Human Rights Watch has accused the Islamic State of torturing and abusing Kurdish children from Kobane in northern Syria, before the jihadists’ autumn offensive to take over the city.
Human Rights Watch based its report on interviews with four Kurdish boys, aged 14 to 16, among the 153 abducted by the Islamic State on May 29 as they
travelled home to Kobane from school exams in Aleppo.
Syrian Kurdish officials said the Islamic State released the last 25 of the children on October 29.
Interviewed individually in Turkey, where they fled after their release in late September, the four boys described repeated beatings with a hose and electric cable, and being forced to watch videos of Islamic State beheadings and attacks.

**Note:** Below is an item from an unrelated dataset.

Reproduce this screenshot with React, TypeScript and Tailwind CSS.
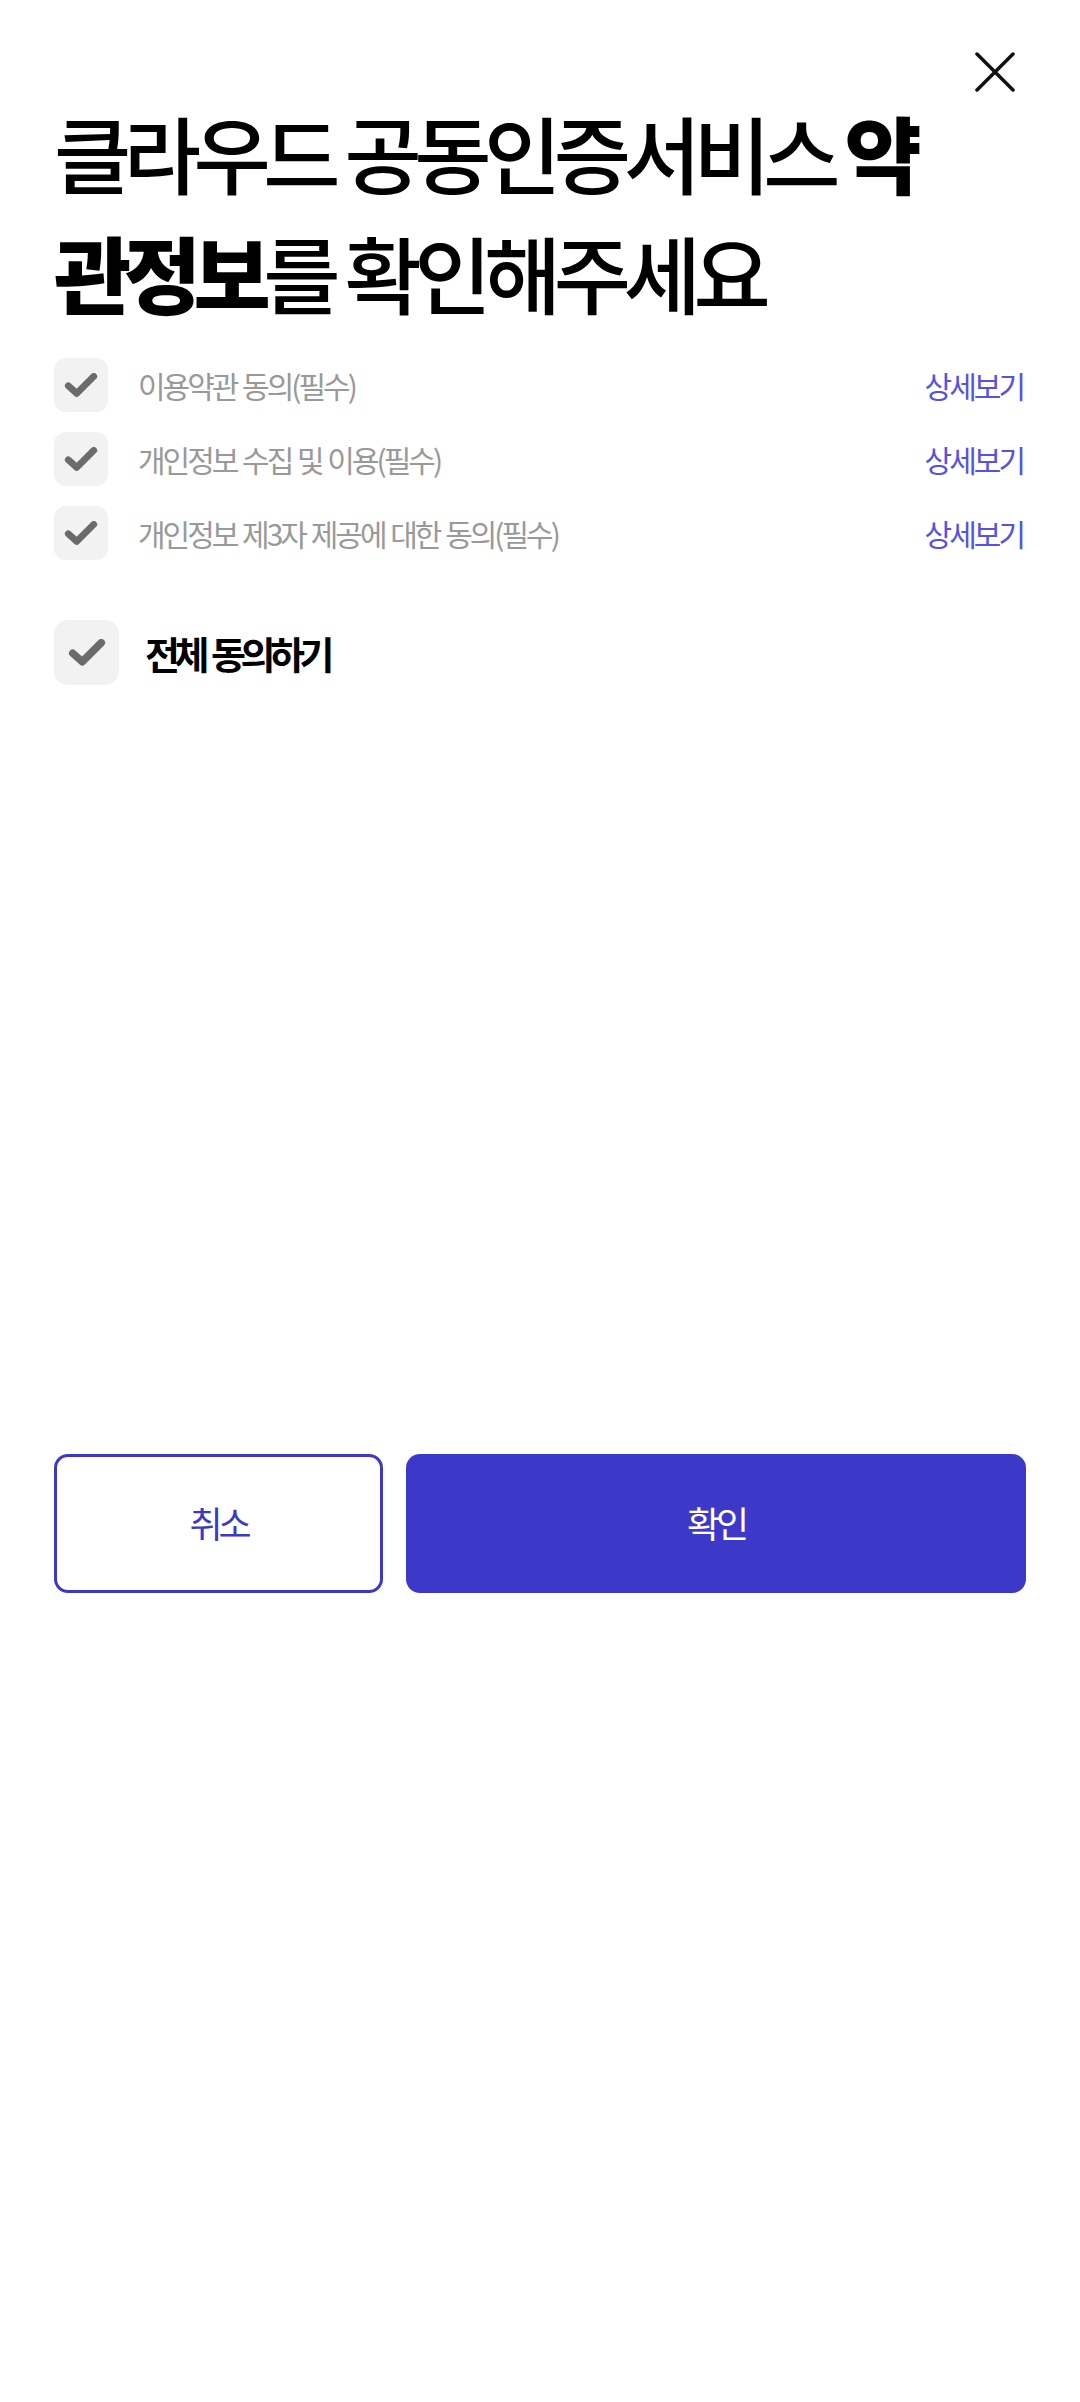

The 153 boys were kept in Manbij, 55 km (35 miles) southwest of Kobane, after about 100 girls were released.
About 50 of the boys escaped or were freed between June and September, with about 15 of them exchanged for Islamic State fighters held by the Kurdish militia YPG. In late September, ISIS released about 75 of the remaining boys.
The interviewed boys said Islamic State guards at the Manbij school beat the children who tried to escape, did poorly in compulsory religious lessons, or were perceived as misbehaving. They said the jihadists were particularly abusive to the boys who had a relative in the Kurdish militia.
“It was really those whose families were close to the YPG who suffered most,” said one of the boys. “They [the Islamic State] told them to give them the addresses of their families, cousins, uncles, saying ‘When we go to Kobani we will get them and cut them up.’ They saw the YPG as kafir [unbelievers].”